Supreme Court delays execution of Alabama man convicted of killing Cullman motel clerk
Published 6:00 pm Thursday, February 22, 2018
- Doyle Lee Hamm
MONTGOMERY, Ala. — The U.S. Supreme Court has delayed the lethal injection of an Alabama inmate as it considers his request to block the execution.
Justices issued the temporary stay at 6 p.m. Thursday, the same time that Doyle Lee Hamm was scheduled to be executed. The court will decide later whether to let the execution proceed Thursday evening.
Hamm’s attorney argued that lymphoma and past drug use have damaged his veins too much for a lethal injection. Alabama prison officials have told the courts that they plan to connect the intravenous line to usable veins in Hamm’s lower extremities.
Hamm was convicted in the 1987 killing of motel clerk Patrick Cunningham. Cunningham was shot once in the head while working an overnight shift at a Cullman motel. Police said $410 was taken during the robbery. Hamm gave police a confession and he was convicted after two accomplices testified against him in exchange for being allowed to plead guilty to lesser offenses, according to court documents.
The state of Hamm’s health, and veins, were the subject of court filings as his attorney sought to stop the execution and the state argued it should proceed.
His attorney said Hamm’s veins had been severely compromised from cancer, hepatitis C and former drug use and there was a significant risk the injection of large quantities of lethal drugs would blow out his vein during the execution.
Bernard Harcourt, Hamm’s attorney, wrote that Hamm’s health problems increase the “chances of a botched, painful, and bloody execution.”
Hamm was diagnosed with B-cell lymphoma in 2014. His attorney argued there was evidence that the blood cancer had progressed, while the state contended he was in remission.
State prison officials told courts last week that they intended to connect the line to a vein in his hips, legs or feet after a medical review ordered by a federal judge found that Hamm had no easily usable veins in his upper extremities.
The Alabama attorney general’s office argued that the execution should proceed.
“It has been established that he has sufficiently large, unobstructed veins for a lethal injection,” state attorneys wrote in a response filed with the U.S. Supreme Court.
Executions are also scheduled to take place Thursday in Texas and Florida.

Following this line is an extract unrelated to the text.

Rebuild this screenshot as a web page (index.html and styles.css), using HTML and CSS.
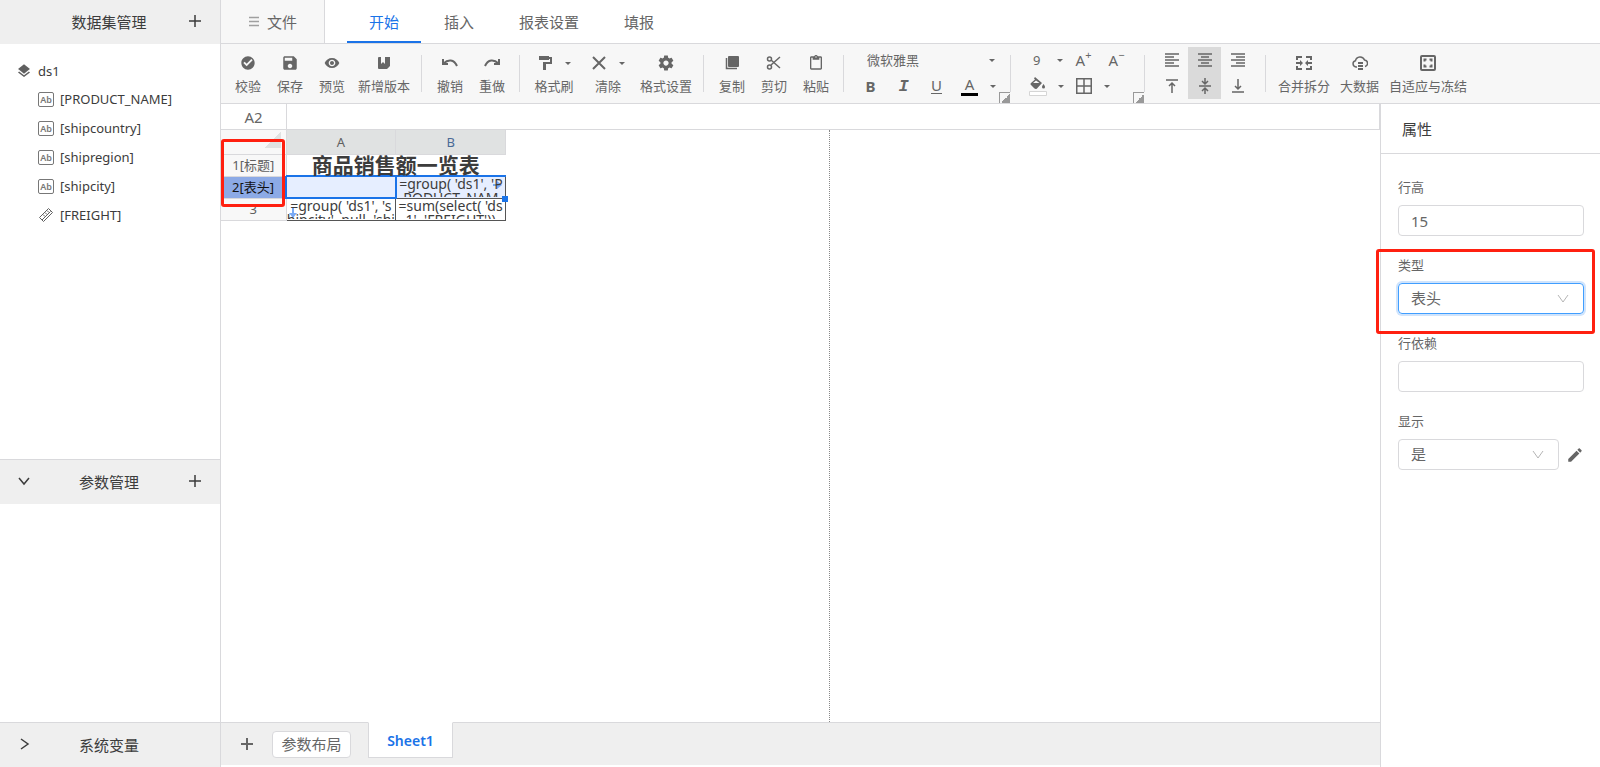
FILE: index.html
```html
<!DOCTYPE html>
<html lang="zh-CN">
<head>
  <meta charset="UTF-8" />
  <meta name="viewport" content="width=device-width, initial-scale=1" />
  <title>报表设计器</title>
  <link rel="stylesheet" href="styles.css">
</head>
<body>
  <aside class="sidebar">
    <div class="side-head">
      <span></span>
      <h2>数据集管理</h2>
      <button class="icon-btn" title="新增数据集"><svg width="12" height="12" viewBox="0 0 12 12"><path class="line2" d="M6 0v12M0 6h12"/></svg></button>
    </div>
    <div class="tree">
      <div class="tree-root"><svg class="fill" width="16" height="16" viewBox="0 0 24 24"><path d="M11.99 18.54l-7.37-5.73L3 14.07l9 7 9-7-1.63-1.27-7.38 5.74zM12 16l7.36-5.73L21 9l-9-7-9 7 1.63 1.27L12 16z"/></svg>ds1</div>
      <ul>
        <li><span class="ab">Ab</span>[PRODUCT_NAME]</li>
        <li><span class="ab">Ab</span>[shipcountry]</li>
        <li><span class="ab">Ab</span>[shipregion]</li>
        <li><span class="ab">Ab</span>[shipcity]</li>
        <li><svg width="16" height="16" viewBox="0 0 16 16"><path class="thin" d="M10.500 1.500L14.500 5.500 5.500 14.500 1.500 10.500zM4 13l8.500-8.500M5 7.500l2 2M7 5.500l2 2M9 3.500l2 2"/></svg>[FREIGHT]</li>
      </ul>
    </div>
    <div class="side-head ruled">
      <button class="icon-btn" title="收起"><svg width="12" height="12" viewBox="0 0 12 12"><path class="line" d="M1 3l5 6 5-6"/></svg></button>
      <h2>参数管理</h2>
      <button class="icon-btn" title="新增参数"><svg width="12" height="12" viewBox="0 0 12 12"><path class="line2" d="M6 0v12M0 6h12"/></svg></button>
    </div>
    <div class="params"></div>
    <div class="side-head ruled">
      <button class="icon-btn" title="展开"><svg width="12" height="12" viewBox="0 0 12 12"><path class="line" d="M3 1l7 5-7 5"/></svg></button>
      <h2>系统变量</h2>
      <span></span>
    </div>
  </aside>

  <main class="designer">
    <nav class="menu">
      <button class="file"><svg width="10" height="11" viewBox="0 0 10 11"><path class="line" d="M0 1.500h10M0 5.500h10M0 9.500h10"/></svg>文件</button>
      <div class="tabs">
        <button class="tab active">开始</button>
        <button class="tab">插入</button>
        <button class="tab">报表设置</button>
        <button class="tab">填报</button>
      </div>
    </nav>

    <div class="toolbar">
      <div class="group">
        <button class="tool"><svg class="fill" width="16" height="16" viewBox="0 0 24 24"><path d="M12 2C6.480 2 2 6.480 2 12s4.480 10 10 10 10-4.480 10-10S17.520 2 12 2zm-2 15l-5-5 2-2 3 3 7-7 2 2-9 9z"/></svg>校验</button>
        <button class="tool"><svg class="fill" width="18" height="18" viewBox="0 0 24 24"><path d="M17 3H5c-1.110 0-2 .9-2 2v14c0 1.100.89 2 2 2h14c1.100 0 2-.9 2-2V7l-4-4zm-5 16c-1.660 0-3-1.340-3-3s1.340-3 3-3 3 1.340 3 3-1.340 3-3 3zm3-10H5V5h10v4z"/></svg>保存</button>
        <button class="tool"><svg class="fill" width="16" height="16" viewBox="0 0 24 24"><path d="M12 4.500C7 4.500 2.730 7.610 1 12c1.730 4.390 6 7.500 11 7.500s9.270-3.110 11-7.500c-1.730-4.390-6-7.500-11-7.500zM12 17c-2.760 0-5-2.240-5-5s2.240-5 5-5 5 2.240 5 5-2.240 5-5 5zm0-8c-1.660 0-3 1.340-3 3s1.340 3 3 3 3-1.340 3-3-1.340-3-3-3z"/></svg>预览</button>
        <button class="tool"><svg class="fill" width="16" height="16" viewBox="0 0 16 16"><path d="M3 2h2v7l2-2 2 2V2h5v9l-3 3H3a1 1 0 0 1-1-1V3a1 1 0 0 1 1-1z"/></svg>新增版本</button>
      </div>
      <span class="sep"></span>
      <div class="group">
        <button class="tool"><svg width="16" height="16" viewBox="0 0 16 16"><path class="line2" d="M1 4v5h5M1.500 8.500C6 4 12 4 15 11"/></svg>撤销</button>
        <button class="tool"><svg width="16" height="16" viewBox="0 0 16 16"><path class="line2" d="M15 4v5h-5M14.500 8.500C10 4 4 4 1 11"/></svg>重做</button>
      </div>
      <span class="sep"></span>
      <div class="group">
        <button class="tool drop"><span class="pair"><svg class="fill" width="16" height="16" viewBox="0 0 16 16"><path d="M2 1h10v1h3v7H9v6H6V7h7V4h-1v1H2z"/></svg><i class="caret"></i></span>格式刷</button>
        <button class="tool drop"><span class="pair"><svg width="16" height="16" viewBox="0 0 16 16"><path class="line2" d="M2 2l12 12M14 2L2 14"/></svg><i class="caret"></i></span>清除</button>
        <button class="tool"><svg class="fill" width="18" height="18" viewBox="0 0 24 24"><path d="M19.430 12.980c.04-.32.07-.64.07-.98s-.03-.66-.07-.98l2.110-1.650c.19-.15.24-.42.12-.64l-2-3.460c-.12-.22-.39-.3-.61-.22l-2.490 1c-.52-.4-1.080-.73-1.690-.98l-.38-2.650C14.460 2.180 14.250 2 14 2h-4c-.25 0-.46.18-.49.42l-.38 2.650c-.61.25-1.170.59-1.690.98l-2.490-1c-.23-.09-.49 0-.61.22l-2 3.460c-.13.22-.07.49.12.64l2.110 1.650c-.04.32-.07.65-.07.98s.03.66.07.98l-2.110 1.650c-.19.15-.24.42-.12.64l2 3.460c.12.22.39.3.61.22l2.490-1c.52.4 1.080.73 1.690.98l.38 2.650c.03.24.24.42.49.42h4c.25 0 .46-.18.49-.42l.38-2.650c.61-.25 1.170-.59 1.690-.98l2.490 1c.23.09.49 0 .61-.22l2-3.460c.12-.22.07-.49-.12-.64l-2.110-1.650zM12 15.500c-1.930 0-3.500-1.570-3.500-3.500s1.570-3.500 3.500-3.500 3.500 1.570 3.500 3.500-1.570 3.500-3.500 3.500z"/></svg>格式设置</button>
      </div>
      <span class="sep"></span>
      <div class="group">
        <button class="tool"><svg width="16" height="16" viewBox="0 0 16 16"><rect x="4" y="1" width="11" height="11" rx="1" fill="currentColor"/><path class="line" d="M2.500 3v10.500H13"/></svg>复制</button>
        <button class="tool"><svg width="16" height="16" viewBox="0 0 16 16"><path class="line" d="M14 2L5 10M5 5l9 8"/><circle class="line" cx="3.500" cy="4" r="2"/><circle class="line" cx="3.500" cy="12" r="2"/></svg>剪切</button>
        <button class="tool"><svg class="fill" width="16" height="16" viewBox="0 0 24 24"><path d="M19 2h-4.180C14.400.84 13.300 0 12 0c-1.300 0-2.400.84-2.820 2H5c-1.100 0-2 .9-2 2v16c0 1.100.9 2 2 2h14c1.100 0 2-.9 2-2V4c0-1.100-.9-2-2-2zm-7 0c.55 0 1 .45 1 1s-.45 1-1 1-1-.45-1-1 .45-1 1-1zm7 18H5V4h2v3h10V4h2v16z"/></svg>粘贴</button>
      </div>
      <span class="sep"></span>
      <div class="group format">
        <div class="format-row">
          <select class="font-select" aria-label="字体"><option>微软雅黑</option></select>
          <i class="caret"></i>
        </div>
        <div class="format-row">
          <button class="cell bold">B</button>
          <button class="cell italic">I</button>
          <button class="cell"><span class="under">U</span></button>
          <button class="cell"><span class="swatch">A</span></button>
          <button class="arrow" aria-label="字体颜色"><i class="caret"></i></button>
        </div>
        <button class="launcher" aria-label="字体设置"></button>
      </div>
      <span class="sep"></span>
      <div class="group format">
        <div class="format-row">
          <select class="size-select" aria-label="字号"><option>9</option></select>
          <i class="caret"></i>
          <button class="cell">A<sup>+</sup></button>
          <button class="cell">A<sup>−</sup></button>
        </div>
        <div class="format-row">
          <button class="cell" aria-label="填充"><svg width="18" height="20" viewBox="0 0 18 20"><path fill="currentColor" fill-rule="evenodd" d="M6 1l7 6-5 5.500c-1 .8-2 .5-2.500 0L2 9c-.7-.8-.6-1.500 0-2l4-3.500-1-1zM7 4.500L4 7h6.500zM14.500 8c1 1.500 1.500 2.200 1.500 3a1.500 1.500 0 0 1-3 0c0-.8.5-1.500 1.500-3z"/><path fill="#fff" stroke="#d5d5d5" d="M.5 15.500h17v4H.5z"/></svg></button>
          <button class="arrow" aria-label="填充颜色"><i class="caret"></i></button>
          <button class="cell" aria-label="边框"><svg width="16" height="16" viewBox="0 0 16 16"><path class="line" d="M.75.75h14.500v14.500H.75zM8 1v14M1 8h14"/></svg></button>
          <button class="arrow" aria-label="边框样式"><i class="caret"></i></button>
        </div>
        <button class="launcher" aria-label="单元格设置"></button>
      </div>
      <span class="sep"></span>
      <div class="group format">
        <div class="format-row">
          <button class="cell" aria-label="左对齐"><svg width="14" height="14" viewBox="0 0 14 14"><path class="bar" d="M0 1h14M0 4h9M0 7h14M0 10h9M0 13h14"/></svg></button>
          <button class="cell on" aria-label="居中"><svg width="14" height="14" viewBox="0 0 14 14"><path class="bar" d="M0 1h14M3 4h8M0 7h14M3 10h8M0 13h14"/></svg></button>
          <button class="cell" aria-label="右对齐"><svg width="14" height="14" viewBox="0 0 14 14"><path class="bar" d="M0 1h14M5 4h9M0 7h14M5 10h9M0 13h14"/></svg></button>
        </div>
        <div class="format-row">
          <button class="cell" aria-label="顶端对齐"><svg width="12" height="14" viewBox="0 0 12 14"><path class="line" d="M0 1h12M6 14V5M3 7l3-3 3 3"/></svg></button>
          <button class="cell on" aria-label="垂直居中"><svg width="12" height="16" viewBox="0 0 12 16"><path class="line" d="M0 8h12M6 0v5M3 3l3 3 3-3M6 16v-5M3 13l3-3 3 3"/></svg></button>
          <button class="cell" aria-label="底端对齐"><svg width="12" height="14" viewBox="0 0 12 14"><path class="line" d="M0 13h12M6 0v9M3 7l3 3 3-3"/></svg></button>
        </div>
      </div>
      <span class="sep"></span>
      <div class="group">
        <button class="tool"><svg width="16" height="16" viewBox="0 0 16 16"><path class="line2" d="M6 2H1v3M10 2h5v3M6 14H1v-3M10 14h5v-3M0 8h6M16 8h-6"/><path fill="currentColor" d="M4 5l3 3-3 3zM12 5L9 8l3 3z"/></svg>合并拆分</button>
        <button class="tool"><svg width="16" height="16" viewBox="0 0 16 16"><path class="line" d="M5 12H4a3.200 3.200 0 0 1-.5-6.300 4.700 4.700 0 0 1 9-.7 3.300 3.300 0 0 1 .5 6.500"/><path class="line2" d="M6 8h5M6 11h5M6 14h5"/></svg>大数据</button>
        <button class="tool"><svg width="16" height="16" viewBox="0 0 16 16"><rect class="line2" x="1" y="1" width="14" height="14" rx="1"/><path class="line2" d="M4.500 6.500v-2h2M9.500 4.500h2v2M11.500 9.500v2h-2M6.500 11.500h-2v-2"/></svg>自适应与冻结</button>
      </div>
    </div>

    <div class="work">
      <section class="editor">
        <div class="formula">
          <span class="cell-name">A2</span>
          <input type="text" aria-label="公式">
        </div>
        <div class="canvas">
          <table class="sheet">
            <thead>
              <tr><th class="corner"></th><th>A</th><th class="current">B</th></tr>
            </thead>
            <tbody>
              <tr><th>1[标题]</th><td class="title" colspan="2">商品销售额一览表</td></tr>
              <tr class="selected"><th>2[表头]</th><td></td><td><svg class="mark right" width="9" height="8" viewBox="0 0 9 8"><path d="M0 3h4V0l5 4-5 4V5H0z"/></svg><div class="value">=group( 'ds1', 'PRODUCT_NAME')</div><i class="handle"></i></td></tr>
              <tr class="detail"><th>3</th><td><svg class="mark down" width="8" height="10" viewBox="0 0 8 10"><path d="M3 0v5H0l4 5 4-5H5V0z"/></svg><div class="value">=group( 'ds1', 'shipcity', null, 'shi</div></td><td><div class="value">=sum(select( 'ds1', 'FREIGHT'))</div></td></tr>
            </tbody>
          </table>
          <div class="page-edge"></div>
          <div class="callout rows"></div>
        </div>
        <footer class="sheets">
          <button class="icon-btn" title="新增"><svg width="12" height="12" viewBox="0 0 12 12"><path class="line2" d="M6 0v12M0 6h12"/></svg></button>
          <button class="layout">参数布局</button>
          <button class="sheet-tab">Sheet1</button>
        </footer>
      </section>

      <aside class="props">
        <h2>属性</h2>
        <form>
          <div class="field">
            <label for="rowHeight">行高</label>
            <input id="rowHeight" type="text" value="15">
          </div>
          <div class="field">
            <label for="rowType">类型</label>
            <div class="select focus">
              <select id="rowType"><option>表头</option></select>
              <svg width="12" height="10" viewBox="0 0 12 10"><path class="line" d="M1 1l5 7 5-7"/></svg>
            </div>
            <div class="callout type"></div>
          </div>
          <div class="field">
            <label for="rowDep">行依赖</label>
            <input id="rowDep" type="text">
          </div>
          <div class="field">
            <label for="visible">显示</label>
            <div class="with-edit">
              <div class="select">
                <select id="visible"><option>是</option></select>
                <svg width="12" height="10" viewBox="0 0 12 10"><path class="line" d="M1 1l5 7 5-7"/></svg>
              </div>
              <button type="button" class="icon-btn edit" title="编辑"><svg class="fill" width="18" height="18" viewBox="0 0 24 24"><path d="M3 17.250V21h3.750L17.810 9.940l-3.750-3.750L3 17.250zM20.710 7.040c.39-.39.39-1.020 0-1.410l-2.340-2.340c-.39-.39-1.020-.39-1.410 0l-1.830 1.830 3.750 3.750 1.830-1.830z"/></svg></button>
            </div>
          </div>
        </form>
      </aside>
    </div>
  </main>
</body>
</html>
```

FILE: styles.css
```css
:root {
  --line: #d9d9dc;
  --bar: #efefef;
  --tool-bg: #f7f7f7;
  --text: #3c3c3c;
  --muted: #666666;
  --accent: #1a73e8;
  --mark: #ff2010;
}
* {
  box-sizing: border-box;
}
body {
  margin: 0;
  height: 100vh;
  display: flex;
  font-family: "Noto Sans", "Noto Sans CJK SC", sans-serif;
  font-size: 13px;
  color: var(--text);
  background: #fff;
  overflow: hidden;
}
button, input, select {
  font: inherit;
  color: inherit;
  background: none;
  border: none;
  margin: 0;
  padding: 0;
}
button {
  cursor: pointer;
}
select {
  appearance: none;
}
h2 {
  margin: 0;
  font-size: 15px;
  font-weight: 400;
}
svg {
  display: block;
  flex: none;
}
.fill {
  fill: currentColor;
}
.line, .line2, .bar, .thin {
  fill: none;
  stroke: currentColor;
  stroke-width: 1.5;
}
.line2 {
  stroke-width: 2;
}
.thin {
  stroke-width: 1;
}
.icon-btn {
  display: flex;
  align-items: center;
  justify-content: center;
}

/* left side */
.sidebar {
  flex: none;
  width: 221px;
  display: flex;
  flex-direction: column;
  border-right: 1px solid var(--line);
}
.side-head {
  flex: none;
  height: 44px;
  display: grid;
  grid-template-columns: 48px 1fr 50px;
  align-items: center;
  text-align: center;
  background: var(--bar);
  padding-bottom: 2px;
}
.side-head.ruled {
  height: 45px;
  border-top: 1px solid var(--line);
}
.side-head .line2 {
  stroke-width: 1.5;
}
.tree {
  flex: 403;
  padding-top: 12px;
}
.tree-root, .tree li {
  display: flex;
  align-items: center;
  height: 29px;
}
.tree-root {
  gap: 6px;
  padding-left: 16px;
}
.tree ul {
  list-style: none;
  margin: 0;
  padding: 0 0 0 38px;
}
.tree li {
  gap: 6px;
  padding-bottom: 1px;
}
.tree svg {
  color: #606060;
}
.ab {
  width: 16px;
  height: 15px;
  border: 1px solid #777;
  border-radius: 2px;
  font-size: 9px;
  font-weight: 600;
  line-height: 13px;
  text-align: center;
  color: #777;
}
.params {
  flex: 218;
}

/* menu */
.designer {
  flex: 1;
  min-width: 0;
  display: flex;
  flex-direction: column;
}
.menu {
  flex: none;
  height: 44px;
  display: flex;
  border-bottom: 1px solid var(--line);
  font-size: 15px;
  color: var(--muted);
}
.file {
  width: 104px;
  display: flex;
  align-items: center;
  justify-content: center;
  gap: 8px;
  padding-left: 1px;
  background: var(--tool-bg);
  border-right: 1px solid var(--line);
}
.file svg {
  color: #a0a0a0;
}
.tabs {
  display: flex;
  padding-left: 22px;
}
.tab {
  padding: 2px 22px 0;
  margin-right: 1px;
  border-bottom: 2px solid transparent;
}
.tab.active {
  color: var(--accent);
  border-bottom-color: var(--accent);
}

/* toolbar */
.toolbar {
  flex: none;
  height: 60px;
  display: flex;
  align-items: center;
  background: var(--tool-bg);
  border-bottom: 1px solid var(--line);
  color: var(--muted);
  white-space: nowrap;
}
.group {
  height: 100%;
  display: flex;
  padding: 0 6px;
}
.group + .sep + .group {
  padding-left: 7px;
}
.sep {
  flex: none;
  width: 1px;
  height: 37px;
  background: var(--line);
}
.tool {
  min-width: 42px;
  padding: 10px 5px 0;
  display: flex;
  flex-direction: column;
  align-items: center;
  gap: 5px;
  line-height: 18px;
}
.tool > svg, .pair {
  height: 18px;
}
.tool.drop {
  min-width: 54px;
}
.pair {
  display: flex;
  align-items: center;
  gap: 12px;
}
.caret {
  flex: none;
  border: 3px solid transparent;
  border-top-color: currentColor;
  border-bottom: none;
}
.group.format, .group + .sep + .group.format {
  position: relative;
  flex-direction: column;
  padding: 3px 11px 0 10px;
}
.format-row {
  height: 26px;
  display: flex;
  align-items: center;
}
.cell {
  width: 33px;
  height: 26px;
  display: flex;
  align-items: center;
  justify-content: center;
  font-size: 15px;
}
.cell.on {
  background: #dadada;
}
.cell sup {
  font-size: 11px;
  line-height: 16px;
  align-self: flex-start;
}
.bold {
  font-weight: 700;
}
.italic {
  font-family: "Liberation Mono", monospace;
  font-style: italic;
  font-weight: 700;
  font-size: 17px;
}
.under {
  width: 11px;
  line-height: 15px;
  border-bottom: 1px solid currentColor;
}
.swatch {
  width: 17px;
  line-height: 17px;
  border-bottom: 3px solid #000;
}
.arrow {
  width: 13px;
  height: 26px;
  display: flex;
  align-items: center;
  justify-content: center;
}
.font-select {
  width: 135px;
  padding-left: 13px;
}
.size-select {
  width: 36px;
  padding-left: 12px;
}
.size-select + .caret {
  margin-right: 4px;
}
.launcher {
  position: absolute;
  right: 0;
  bottom: 0;
  width: 11px;
  height: 11px;
  border: solid #999;
  border-width: 1px 0 0 1px;
  background: linear-gradient(135deg, transparent 55%, #999 55%);
}

/* sheet */
.work {
  flex: 1;
  min-height: 0;
  display: flex;
}
.editor {
  flex: 1;
  min-width: 0;
  display: flex;
  flex-direction: column;
}
.formula {
  flex: none;
  height: 26px;
  display: flex;
  border-bottom: 1px solid var(--line);
  border-right: 1px solid var(--line);
}
.cell-name {
  width: 66px;
  border-right: 1px solid var(--line);
  font-size: 15px;
  line-height: 27px;
  text-align: center;
  color: var(--muted);
}
.formula input {
  flex: 1;
}
.canvas {
  flex: 1;
  position: relative;
}
.sheet {
  width: 285px;
  table-layout: fixed;
  border-collapse: collapse;
}
.sheet th, .sheet td {
  position: relative;
  height: 22px;
  padding: 0;
  border: 1px solid var(--line);
}
.sheet th {
  font-weight: 400;
  line-height: 20px;
  color: #606060;
  background: #f8f8f8;
}
.sheet tr > :first-child {
  width: 65px;
  border-left: none;
}
.sheet thead th {
  height: 24px;
  background: #e0e2e2;
  border-top: none;
}
.sheet thead .current {
  color: #4a6a96;
}
.sheet thead .corner {
  background: linear-gradient(135deg, transparent 50%, #e0e2e2 50%) 44px 2px / 16px 16px no-repeat #f8f8f8;
}
.sheet td.title {
  font-size: 21px;
  font-weight: 700;
  line-height: 20px;
  text-align: center;
  border-color: #fff;
}
.sheet .selected th {
  color: #111;
  background: #8caae6;
}
.sheet .selected td {
  background: #e6eeff;
  border: 2px solid var(--accent);
}
.sheet .selected td + td {
  border: 1px solid #555;
  border-top: 2px solid var(--accent);
}
.sheet .detail td {
  border-right-color: #555;
  border-bottom-color: #555;
}
.value {
  position: relative;
  height: 20px;
  font-size: 14px;
  line-height: 14px;
  text-align: center;
  word-break: break-all;
  overflow: hidden;
}
.mark {
  position: absolute;
  fill: #7aaaf5;
}
.mark.right {
  right: 3px;
  top: 4px;
}
.mark.down {
  left: 2px;
  bottom: 2px;
}
.handle {
  position: absolute;
  right: -3px;
  bottom: -4px;
  width: 6px;
  height: 6px;
  background: var(--accent);
  z-index: 1;
}
.page-edge {
  position: absolute;
  left: 608px;
  top: 0;
  bottom: 0;
  border-left: 1px dotted #888;
}
.callout {
  position: absolute;
  border: 3px solid var(--mark);
  border-radius: 3px;
  pointer-events: none;
}
.callout.rows {
  left: 0;
  top: 9px;
  width: 64px;
  height: 68px;
}
.sheets {
  flex: none;
  height: 43px;
  margin-bottom: 2px;
  display: flex;
  align-items: center;
  background: var(--bar);
  border-top: 1px solid var(--line);
  font-size: 15px;
  color: var(--muted);
}
.sheets .icon-btn {
  width: 51px;
}
.layout {
  width: 79px;
  height: 27px;
  line-height: 25px;
  border: 1px solid var(--line);
  border-radius: 4px;
  background: #fff;
}
.sheet-tab {
  align-self: flex-start;
  height: 36px;
  width: 85px;
  margin-left: 17px;
  margin-top: -1px;
  border: 1px solid var(--line);
  border-top-color: #fff;
  background: #fff;
  color: var(--accent);
  font-size: 14px;
  font-weight: 600;
}

/* properties */
.props {
  flex: none;
  width: 220px;
  border-left: 1px solid var(--line);
}
.props h2 {
  height: 50px;
  padding-left: 21px;
  line-height: 51px;
  border-bottom: 1px solid var(--line);
}
.props form {
  padding: 23px 16px 0 17px;
  color: var(--muted);
}
.field {
  position: relative;
  height: 78px;
}
.field label {
  display: block;
  height: 28px;
  line-height: 20px;
}
.field input, .select {
  width: 100%;
  height: 31px;
  border: 1px solid var(--line);
  border-radius: 4px;
  font-size: 15px;
}
.field input {
  padding-left: 12px;
}
.select {
  position: relative;
}
.select select {
  width: 100%;
  height: 100%;
  padding: 0 0 2px 12px;
}
.select svg {
  position: absolute;
  right: 14px;
  top: 10px;
  color: #b5b5b5;
  pointer-events: none;
}
.select .line {
  stroke-width: 1;
}
.select.focus {
  border-color: #409eff;
  box-shadow: 0 0 0 2px #d0e4fc;
}
.with-edit {
  display: flex;
}
.edit {
  flex: none;
  width: 25px;
  padding-left: 7px;
}
.callout.type {
  left: -22px;
  right: -11px;
  top: -6px;
  height: 85px;
}
```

Thomas “Bart” Whitaker, 38, is on death row for masterminding the fatal shootings of his mother and brother at their suburban Houston home in 2003. Whitaker’s father, Kent, says he forgives his son, and the state parole board recommended that Gov. Greg Abbott commute the sentence to life in prison. But Abbott is free to let the death sentence be carried out.
In Florida, barring a last-minute stay, 47-year-old Eric Scott Branch will be put to death by lethal injection in the 1993 rape and fatal beating of a college student. Branch was sentenced under Florida’s old capital punishment system, which was ruled unconstitutional by the U.S. Supreme Court. However, the Florida Supreme Court ruled that the state’s new system of sentencing does not apply to inmates sentenced to death before 2002.